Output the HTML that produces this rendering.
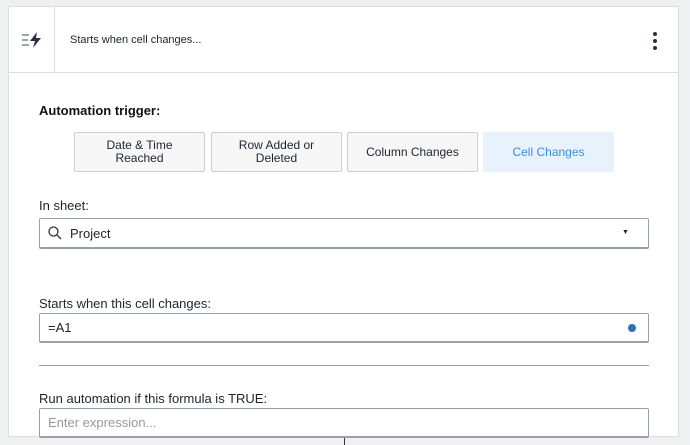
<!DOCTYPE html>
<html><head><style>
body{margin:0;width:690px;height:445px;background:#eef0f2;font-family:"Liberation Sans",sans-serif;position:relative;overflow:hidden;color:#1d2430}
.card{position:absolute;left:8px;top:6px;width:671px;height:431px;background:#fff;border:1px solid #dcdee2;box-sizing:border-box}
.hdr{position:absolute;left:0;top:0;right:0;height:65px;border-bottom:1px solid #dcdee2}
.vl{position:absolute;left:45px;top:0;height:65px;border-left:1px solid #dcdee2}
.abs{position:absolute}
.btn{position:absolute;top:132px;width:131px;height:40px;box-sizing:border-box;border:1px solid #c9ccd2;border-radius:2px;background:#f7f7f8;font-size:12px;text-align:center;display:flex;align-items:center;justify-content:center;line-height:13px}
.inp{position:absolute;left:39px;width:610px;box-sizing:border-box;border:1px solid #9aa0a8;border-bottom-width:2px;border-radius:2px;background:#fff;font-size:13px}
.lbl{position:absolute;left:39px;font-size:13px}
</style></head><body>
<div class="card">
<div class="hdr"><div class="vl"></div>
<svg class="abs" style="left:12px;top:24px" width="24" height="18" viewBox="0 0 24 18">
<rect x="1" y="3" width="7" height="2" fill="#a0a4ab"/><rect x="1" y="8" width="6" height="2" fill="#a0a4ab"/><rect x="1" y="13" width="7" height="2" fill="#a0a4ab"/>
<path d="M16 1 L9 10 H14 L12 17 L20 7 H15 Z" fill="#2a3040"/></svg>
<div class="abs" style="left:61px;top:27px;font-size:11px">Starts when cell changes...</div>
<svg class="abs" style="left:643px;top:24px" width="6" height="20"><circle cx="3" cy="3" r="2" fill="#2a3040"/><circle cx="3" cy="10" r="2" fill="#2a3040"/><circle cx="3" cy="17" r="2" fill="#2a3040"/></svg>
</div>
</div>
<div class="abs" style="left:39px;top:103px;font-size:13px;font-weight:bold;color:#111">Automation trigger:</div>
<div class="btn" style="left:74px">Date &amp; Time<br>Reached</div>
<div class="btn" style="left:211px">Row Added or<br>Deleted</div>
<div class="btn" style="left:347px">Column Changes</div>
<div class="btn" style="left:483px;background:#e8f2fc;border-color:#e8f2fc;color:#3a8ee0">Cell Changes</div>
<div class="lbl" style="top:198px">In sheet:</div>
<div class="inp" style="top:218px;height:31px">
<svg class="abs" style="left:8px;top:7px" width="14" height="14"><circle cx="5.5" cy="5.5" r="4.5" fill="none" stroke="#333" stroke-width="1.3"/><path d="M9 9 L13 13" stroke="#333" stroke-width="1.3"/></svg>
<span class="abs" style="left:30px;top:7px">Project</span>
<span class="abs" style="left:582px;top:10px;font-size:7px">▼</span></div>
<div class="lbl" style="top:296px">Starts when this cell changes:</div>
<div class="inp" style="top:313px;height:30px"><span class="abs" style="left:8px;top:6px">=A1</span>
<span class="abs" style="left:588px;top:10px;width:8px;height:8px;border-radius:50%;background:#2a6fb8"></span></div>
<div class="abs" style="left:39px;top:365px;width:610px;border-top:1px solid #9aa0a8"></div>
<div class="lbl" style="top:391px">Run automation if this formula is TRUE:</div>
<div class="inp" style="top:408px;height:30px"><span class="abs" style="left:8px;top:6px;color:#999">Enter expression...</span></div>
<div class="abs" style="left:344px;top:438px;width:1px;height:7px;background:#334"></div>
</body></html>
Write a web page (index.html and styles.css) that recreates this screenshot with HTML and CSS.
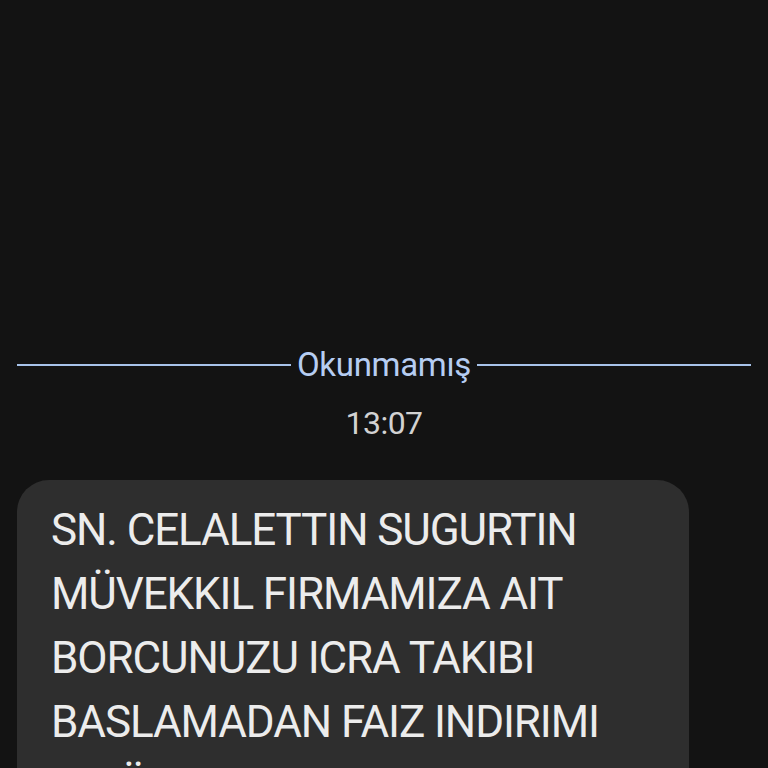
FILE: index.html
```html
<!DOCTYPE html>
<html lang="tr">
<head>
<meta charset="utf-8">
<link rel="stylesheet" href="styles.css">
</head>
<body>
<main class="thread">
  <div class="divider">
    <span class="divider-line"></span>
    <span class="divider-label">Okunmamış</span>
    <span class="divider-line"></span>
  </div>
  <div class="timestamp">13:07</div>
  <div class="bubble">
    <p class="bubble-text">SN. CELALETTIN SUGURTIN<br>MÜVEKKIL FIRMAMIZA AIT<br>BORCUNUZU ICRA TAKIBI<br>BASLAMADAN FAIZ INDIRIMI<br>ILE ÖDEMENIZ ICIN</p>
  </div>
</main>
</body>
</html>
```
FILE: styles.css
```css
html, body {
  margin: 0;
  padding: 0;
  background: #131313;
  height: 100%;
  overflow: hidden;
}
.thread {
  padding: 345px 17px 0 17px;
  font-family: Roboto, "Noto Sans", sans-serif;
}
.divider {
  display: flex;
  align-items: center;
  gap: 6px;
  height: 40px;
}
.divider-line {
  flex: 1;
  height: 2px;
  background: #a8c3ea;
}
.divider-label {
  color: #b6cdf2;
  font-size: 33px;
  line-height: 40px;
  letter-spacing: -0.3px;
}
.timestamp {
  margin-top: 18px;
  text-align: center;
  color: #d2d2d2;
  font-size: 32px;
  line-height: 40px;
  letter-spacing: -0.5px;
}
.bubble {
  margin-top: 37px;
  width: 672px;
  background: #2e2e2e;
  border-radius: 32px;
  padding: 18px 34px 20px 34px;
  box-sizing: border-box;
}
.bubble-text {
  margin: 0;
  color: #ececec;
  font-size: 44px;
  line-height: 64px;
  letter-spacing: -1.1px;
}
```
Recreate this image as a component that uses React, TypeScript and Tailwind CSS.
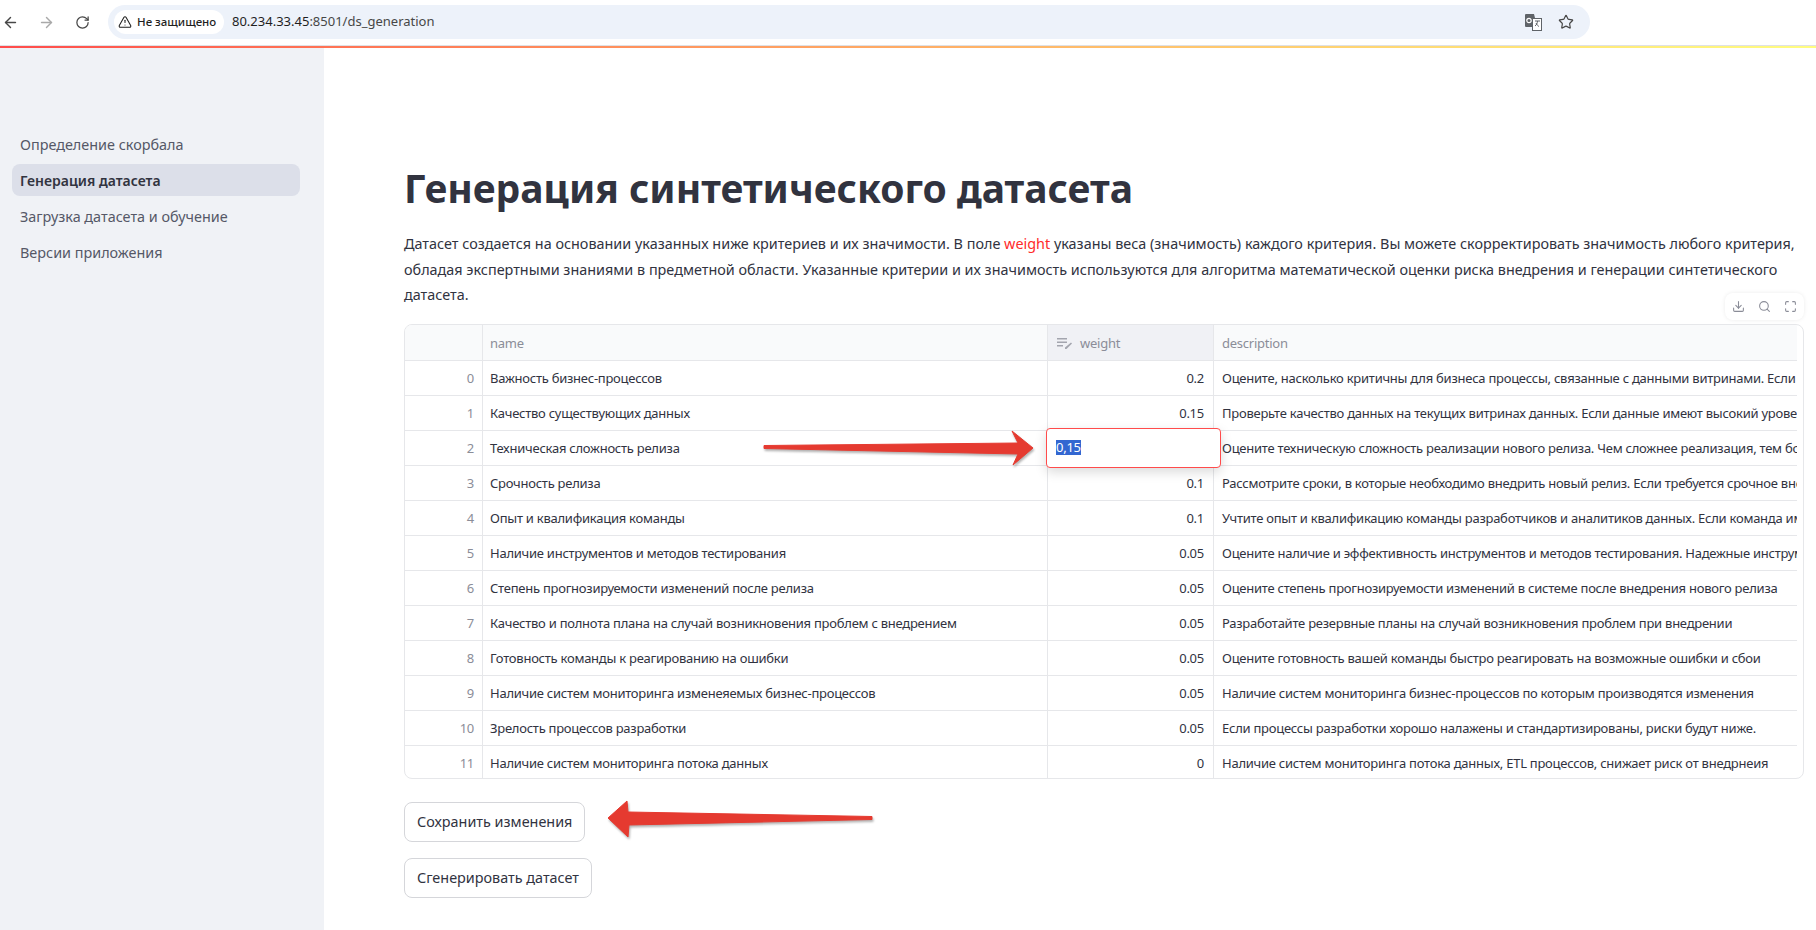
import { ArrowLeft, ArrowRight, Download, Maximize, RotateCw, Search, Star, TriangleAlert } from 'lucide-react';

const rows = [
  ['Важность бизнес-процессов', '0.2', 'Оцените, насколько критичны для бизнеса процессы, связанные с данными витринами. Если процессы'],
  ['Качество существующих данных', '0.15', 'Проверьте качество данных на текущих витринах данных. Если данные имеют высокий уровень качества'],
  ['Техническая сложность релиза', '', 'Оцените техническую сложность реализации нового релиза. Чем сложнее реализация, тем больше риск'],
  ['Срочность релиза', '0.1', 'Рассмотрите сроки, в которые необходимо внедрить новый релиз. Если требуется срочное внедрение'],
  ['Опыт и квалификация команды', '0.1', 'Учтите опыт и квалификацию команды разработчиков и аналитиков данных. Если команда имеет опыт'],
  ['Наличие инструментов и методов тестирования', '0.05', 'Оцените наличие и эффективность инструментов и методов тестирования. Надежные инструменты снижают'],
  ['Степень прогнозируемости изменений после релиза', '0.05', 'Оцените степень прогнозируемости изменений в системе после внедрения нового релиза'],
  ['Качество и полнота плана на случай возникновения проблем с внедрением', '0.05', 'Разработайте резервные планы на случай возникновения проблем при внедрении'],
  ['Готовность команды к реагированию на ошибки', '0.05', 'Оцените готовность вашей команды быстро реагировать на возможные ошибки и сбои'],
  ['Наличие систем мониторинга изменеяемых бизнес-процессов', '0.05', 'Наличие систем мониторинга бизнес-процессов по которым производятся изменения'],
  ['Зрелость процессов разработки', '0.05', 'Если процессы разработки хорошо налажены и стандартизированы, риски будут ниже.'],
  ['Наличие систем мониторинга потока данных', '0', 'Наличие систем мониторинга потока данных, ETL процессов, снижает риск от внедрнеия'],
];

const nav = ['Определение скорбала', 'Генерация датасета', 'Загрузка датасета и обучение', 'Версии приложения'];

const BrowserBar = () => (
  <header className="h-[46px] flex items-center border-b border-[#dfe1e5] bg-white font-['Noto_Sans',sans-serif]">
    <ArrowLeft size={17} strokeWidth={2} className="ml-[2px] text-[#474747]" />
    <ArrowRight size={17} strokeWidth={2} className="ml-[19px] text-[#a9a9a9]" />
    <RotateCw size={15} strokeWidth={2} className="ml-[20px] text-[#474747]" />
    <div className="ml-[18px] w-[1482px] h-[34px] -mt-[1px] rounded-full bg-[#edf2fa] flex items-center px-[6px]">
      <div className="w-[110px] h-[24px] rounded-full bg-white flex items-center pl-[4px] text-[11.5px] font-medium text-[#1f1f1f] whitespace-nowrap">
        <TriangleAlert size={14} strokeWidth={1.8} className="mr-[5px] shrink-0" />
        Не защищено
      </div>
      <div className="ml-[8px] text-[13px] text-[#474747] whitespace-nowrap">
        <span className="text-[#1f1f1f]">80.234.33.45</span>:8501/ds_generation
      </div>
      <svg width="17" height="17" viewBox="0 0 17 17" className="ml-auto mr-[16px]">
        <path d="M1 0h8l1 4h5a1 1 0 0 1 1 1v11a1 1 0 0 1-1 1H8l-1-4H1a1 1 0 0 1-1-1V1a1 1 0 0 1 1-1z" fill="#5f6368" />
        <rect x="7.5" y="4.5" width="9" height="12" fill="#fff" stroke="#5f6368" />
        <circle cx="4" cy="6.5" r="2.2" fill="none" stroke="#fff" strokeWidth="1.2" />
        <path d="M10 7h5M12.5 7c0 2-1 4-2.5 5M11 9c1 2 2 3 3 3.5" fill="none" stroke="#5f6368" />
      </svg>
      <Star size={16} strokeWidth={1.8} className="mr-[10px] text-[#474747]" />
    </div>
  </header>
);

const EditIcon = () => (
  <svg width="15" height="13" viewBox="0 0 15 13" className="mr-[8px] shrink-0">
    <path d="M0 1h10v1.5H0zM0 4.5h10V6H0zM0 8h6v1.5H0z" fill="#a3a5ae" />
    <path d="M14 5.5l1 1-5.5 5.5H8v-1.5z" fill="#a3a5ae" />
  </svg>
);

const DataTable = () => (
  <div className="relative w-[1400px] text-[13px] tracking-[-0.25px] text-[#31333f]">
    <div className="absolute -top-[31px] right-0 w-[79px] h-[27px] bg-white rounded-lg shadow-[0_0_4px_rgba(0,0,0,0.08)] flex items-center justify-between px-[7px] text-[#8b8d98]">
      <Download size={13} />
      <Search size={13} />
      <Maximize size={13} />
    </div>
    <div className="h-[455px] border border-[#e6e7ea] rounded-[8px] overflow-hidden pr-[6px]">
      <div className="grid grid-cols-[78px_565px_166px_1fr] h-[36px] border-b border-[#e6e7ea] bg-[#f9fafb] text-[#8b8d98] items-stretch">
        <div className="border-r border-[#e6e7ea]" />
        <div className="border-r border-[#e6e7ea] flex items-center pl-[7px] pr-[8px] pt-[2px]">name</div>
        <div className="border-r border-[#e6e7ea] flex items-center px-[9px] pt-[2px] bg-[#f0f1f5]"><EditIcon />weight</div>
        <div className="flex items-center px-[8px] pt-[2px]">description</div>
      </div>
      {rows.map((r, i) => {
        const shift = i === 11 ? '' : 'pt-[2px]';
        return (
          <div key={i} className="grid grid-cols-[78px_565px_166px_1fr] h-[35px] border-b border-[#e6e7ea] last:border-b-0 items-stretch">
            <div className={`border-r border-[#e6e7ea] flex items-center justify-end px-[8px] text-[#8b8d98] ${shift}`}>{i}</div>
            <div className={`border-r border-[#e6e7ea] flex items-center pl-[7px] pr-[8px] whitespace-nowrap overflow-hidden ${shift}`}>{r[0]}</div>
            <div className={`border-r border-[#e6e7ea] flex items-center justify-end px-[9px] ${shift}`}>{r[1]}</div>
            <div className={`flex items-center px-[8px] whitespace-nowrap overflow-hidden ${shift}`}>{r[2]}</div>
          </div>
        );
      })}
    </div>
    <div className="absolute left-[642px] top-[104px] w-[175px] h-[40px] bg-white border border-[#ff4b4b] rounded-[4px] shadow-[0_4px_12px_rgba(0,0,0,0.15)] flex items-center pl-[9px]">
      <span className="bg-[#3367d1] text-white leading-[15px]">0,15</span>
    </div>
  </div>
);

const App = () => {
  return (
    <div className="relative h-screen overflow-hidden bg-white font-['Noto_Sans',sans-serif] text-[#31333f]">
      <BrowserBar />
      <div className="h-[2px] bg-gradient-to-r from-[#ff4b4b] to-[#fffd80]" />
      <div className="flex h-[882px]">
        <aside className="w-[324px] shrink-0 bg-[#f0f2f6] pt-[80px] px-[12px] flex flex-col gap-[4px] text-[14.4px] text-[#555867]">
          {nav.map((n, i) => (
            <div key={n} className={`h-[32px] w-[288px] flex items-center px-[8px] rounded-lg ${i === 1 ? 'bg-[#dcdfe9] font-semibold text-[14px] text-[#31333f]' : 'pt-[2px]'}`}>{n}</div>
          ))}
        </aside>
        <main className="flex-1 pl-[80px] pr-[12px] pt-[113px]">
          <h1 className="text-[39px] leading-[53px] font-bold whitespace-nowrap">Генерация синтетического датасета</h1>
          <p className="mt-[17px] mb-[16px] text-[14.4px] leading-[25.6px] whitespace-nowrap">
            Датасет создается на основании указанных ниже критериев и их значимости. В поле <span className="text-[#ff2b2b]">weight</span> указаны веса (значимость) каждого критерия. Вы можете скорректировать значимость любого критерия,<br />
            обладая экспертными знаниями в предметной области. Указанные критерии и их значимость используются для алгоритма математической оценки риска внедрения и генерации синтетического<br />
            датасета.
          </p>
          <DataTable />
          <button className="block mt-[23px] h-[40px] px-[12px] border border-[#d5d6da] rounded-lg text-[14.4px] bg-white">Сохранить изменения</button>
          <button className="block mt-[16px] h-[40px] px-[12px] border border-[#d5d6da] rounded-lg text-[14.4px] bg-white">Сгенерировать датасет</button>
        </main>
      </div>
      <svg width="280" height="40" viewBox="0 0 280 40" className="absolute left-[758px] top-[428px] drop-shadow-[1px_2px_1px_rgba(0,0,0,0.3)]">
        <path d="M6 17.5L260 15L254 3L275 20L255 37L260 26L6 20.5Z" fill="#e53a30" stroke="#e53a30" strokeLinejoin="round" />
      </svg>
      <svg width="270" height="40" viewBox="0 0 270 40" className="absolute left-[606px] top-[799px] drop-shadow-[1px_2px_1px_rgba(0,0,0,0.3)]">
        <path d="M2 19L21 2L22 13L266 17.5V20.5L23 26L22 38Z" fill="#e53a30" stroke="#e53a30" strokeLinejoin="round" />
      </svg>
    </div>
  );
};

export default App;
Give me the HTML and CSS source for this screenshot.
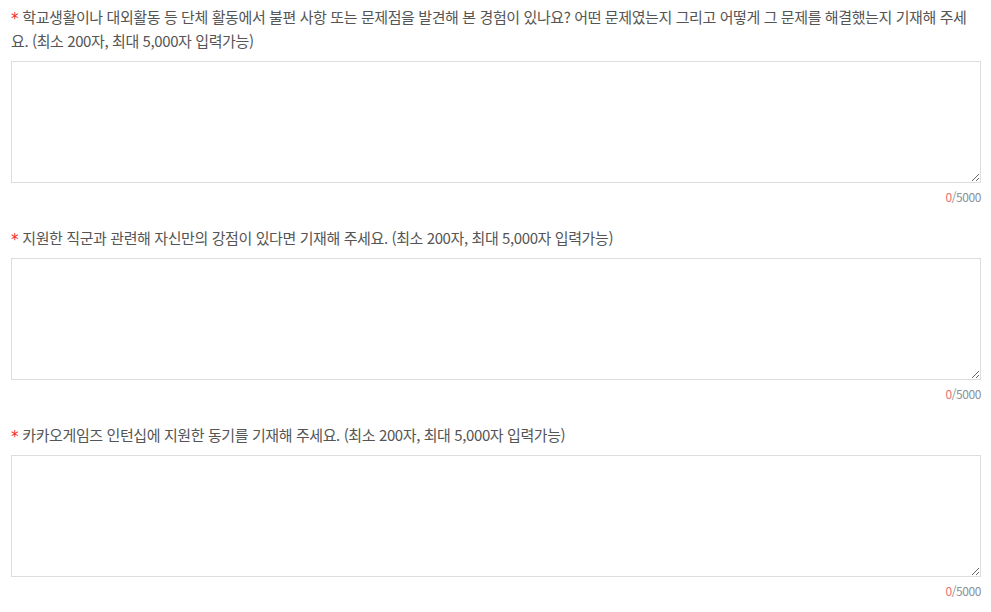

# # # # # # #

__EXERCISE DETAILS__: Pick out the part that begins with the line containing "Recreate this image" and finishes with the line containing "Search, Star, TriangleAlert", both included. Restate it exactly, without images.

__CORRECT RESULT__:
Recreate this image as a component that uses React, TypeScript and Tailwind CSS.
import { ArrowLeft, ArrowRight, Download, Maximize, RotateCw, Search, Star, TriangleAlert } from 'lucide-react';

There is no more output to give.